Superada la fase guerrera, lo que se conoce en las crónicas como etapa de pacificación imperial o pax incaica, debió involucrar un cuidadoso manejo de los mitimaes. Si la distancia con sus pueblos de origen no era superior a unos días de camino, la estrategia debió ser muy diferente si los desplazados terminaban ocupando espacios a muchos kilómetros. Y por más que se guardasen sus privilegios en los pueblos de sus padres, la reubicación implicaba situaciones de adaptación para los pueblos originales y para los forzados migrantes. Concluye su trabajo con una pregunta que resume el estado actual de nuestro conocimiento sobre el tema, ¿Cuáles eran los límites de la capacidad del Estado para movilizar miles de personas a cientos o a más de mil kilómetros, sin provocar resistencias activas o pasivas, o sin provocar un agotamiento que conspirase con los objetivos políticos y económicos para los cuales se implementaban estas prácticas?”

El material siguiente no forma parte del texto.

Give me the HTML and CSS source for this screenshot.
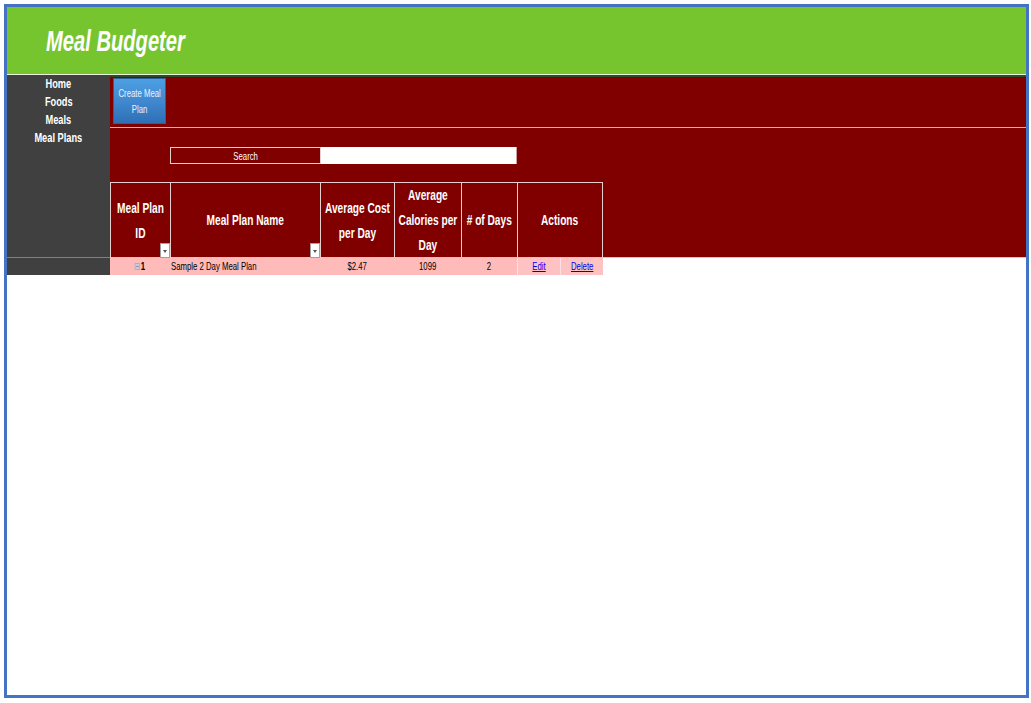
FILE: index.html
```html
<!DOCTYPE html>
<html>
<head>
<meta charset="utf-8">
<link rel="stylesheet" href="styles.css">
</head>
<body>
<div class="frame">
  <header class="banner"><h1 class="title">Meal Budgeter</h1></header>
  <div class="sheet">
    <nav class="side">
      <a class="nav-item"><span class="cond">Home</span></a>
      <a class="nav-item"><span class="cond">Foods</span></a>
      <a class="nav-item"><span class="cond">Meals</span></a>
      <a class="nav-item"><span class="cond">Meal Plans</span></a>
    </nav>
    <section class="panel">
      <div class="toolbar">
        <button class="create-btn"><span class="cond">Create Meal<br>Plan</span></button>
      </div>
      <div class="search-row">
        <div class="search-label"><span class="cond">Search</span></div>
        <div class="search-input"></div>
      </div>
      <div class="thead">
        <div class="th"><span class="cond">Meal Plan<br>ID</span><i class="filter"></i></div>
        <div class="th"><span class="cond">Meal Plan Name</span><i class="filter"></i></div>
        <div class="th"><span class="cond">Average Cost<br>per Day</span></div>
        <div class="th"><span class="cond">Average<br>Calories per<br>Day</span></div>
        <div class="th"><span class="cond"># of Days</span></div>
        <div class="th"><span class="cond">Actions</span></div>
      </div>
    </section>
    <div class="side-foot"></div>
    <div class="rows">
      <div class="tr">
        <div class="td center"><span class="cond"><span class="expander">−</span><b>1</b></span></div>
        <div class="td left"><span class="cond">Sample 2 Day Meal Plan</span></div>
        <div class="td center"><span class="cond">$2.47</span></div>
        <div class="td center"><span class="cond">1099</span></div>
        <div class="td center"><span class="cond">2</span></div>
        <div class="td action"><a class="link cond">Edit</a></div>
        <div class="td action"><a class="link cond">Delete</a></div>
      </div>
    </div>
  </div>
</div>
</body>
</html>
```
FILE: styles.css
```css
* { box-sizing: border-box; }
html, body { margin: 0; padding: 0; background: #ffffff; }
body { font-family: "Liberation Sans", Arial, sans-serif; }

.cond {
  display: inline-block;
  white-space: nowrap;
  transform: scaleX(0.74);
  transform-origin: center center;
}

.frame {
  margin: 4px 0 0 4px;
  width: 1025px;
  height: 694px;
  border: 3px solid #4472C4;
  background: #ffffff;
}

.banner {
  height: 70px;
  background: #76C52F;
  border-bottom: 2px solid #2E4A2A;
  box-shadow: inset 0 -1px 0 #E8F5DA;
  display: flex;
  align-items: center;
  padding-left: 39px;
}
.title {
  margin: 0;
  color: #ffffff;
  font-style: italic;
  font-weight: bold;
  font-size: 29px;
  transform: scaleX(0.695);
  transform-origin: left center;
  line-height: 1;
}

.sheet {
  display: grid;
  grid-template-columns: 103px 1fr;
  grid-template-rows: 180px 18px;
}

.side {
  background: #404040;
  display: flex;
  flex-direction: column;
  align-items: center;
  margin-top: -2px;
}
.nav-item {
  color: #ffffff;
  font-weight: bold;
  font-size: 12.5px;
  line-height: 18px;
}

.panel {
  background: #800000;
  display: flex;
  flex-direction: column;
}
.toolbar {
  height: 52px;
  border-bottom: 1px solid #D9B0B0;
  padding: 1px 0 0 3px;
}
.create-btn {
  width: 53px;
  height: 46px;
  border: 1px solid #2F5F95;
  background: linear-gradient(#4D9FE2, #3F86CE 55%, #2F6FB4);
  color: #EAF2FB;
  font-family: inherit;
  font-size: 10.5px;
  line-height: 16px;
  padding: 0;
  display: flex;
  align-items: center;
  justify-content: center;
  text-align: center;
}

.search-row {
  display: flex;
  margin: 19px 0 0 60px;
  height: 17px;
}
.search-label {
  width: 151px;
  border: 1px solid #E8CFCF;
  color: #ffffff;
  font-size: 10.5px;
  display: flex;
  align-items: center;
  justify-content: center;
}
.search-input {
  width: 196px;
  background: #ffffff;
  border-right: 1px solid #C9A0A0;
}

.thead {
  margin-top: 18px;
  display: grid;
  grid-template-columns: 60px 150px 74px 67px 56px 86px;
  width: 493px;
  height: 75px;
  border-top: 1px solid #E8CFCF;
}
.th {
  position: relative;
  border-left: 1px solid #E8CFCF;
  display: flex;
  align-items: center;
  justify-content: center;
  text-align: center;
  color: #ffffff;
  font-weight: bold;
  font-size: 14.5px;
  line-height: 25px;
}
.th:last-child { border-right: 1px solid #E8CFCF; }
.th .cond { transform: scaleX(0.7); }
.filter {
  position: absolute;
  right: 0;
  bottom: 0;
  width: 10px;
  height: 15px;
  background: #ffffff;
  border: 1px solid #A0A0A0;
}
.filter::after {
  content: "";
  position: absolute;
  left: 2px;
  top: 6px;
  border-left: 2.5px solid transparent;
  border-right: 2.5px solid transparent;
  border-top: 3px solid #555;
}

.side-foot {
  background: #404040;
  border-top: 1px solid #808080;
}

.rows { border-top: 1px solid #E0C0C0; }
.tr {
  display: grid;
  grid-template-columns: 60px 150px 74px 67px 56px 43px 43px;
  width: 493px;
  height: 17px;
  background: #FFBABA;
}
.td {
  font-size: 10.5px;
  line-height: 17px;
  color: #000000;
  white-space: nowrap;
}
.td.center { text-align: center; }
.td.left { padding-left: 1px; }
.td.left .cond { transform-origin: left center; }
.td.action {
  text-align: center;
  background: #FFC2C2;
  border-left: 1px solid #FFE0E0;
}
.link {
  color: #0000EE;
  text-decoration: underline;
}
.expander {
  display: inline-block;
  width: 7px;
  height: 7px;
  font-size: 7px;
  line-height: 5px;
  text-align: center;
  background: #C8CCD8;
  color: #556;
  border: 1px solid #A8B0C0;
  vertical-align: 1px;
  margin-right: 1px;
}
```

La Cuarta Parte, en manos de Rostworowski, es una reflexión sobre la necesidad de enfatizar el carácter interdisciplinario de los estudios andinos. Temas diversos como los mitos de Huarochirí, el santuario de Pachacamac o las peregrinaciones precolombinas, etc., que corresponden a temas investigados por ella misma y que forman parte de sus obras completas, dan ejemplo a seguir en la necesaria interacción de las disciplinas. María, nuestra hermana mayor, caminó por los espacios del valle de Lurín siguiendo los pasos de las deidades de Huarochirí y de los peregrinos de Pachacamac. Su síntesis es un ejemplo de la mirada que abarca las disciplinas sociales.
Reseñado por Luis Millones – Profesor Emérito, Universidad Nacional Mayor de San Marcos, Lima, Perú.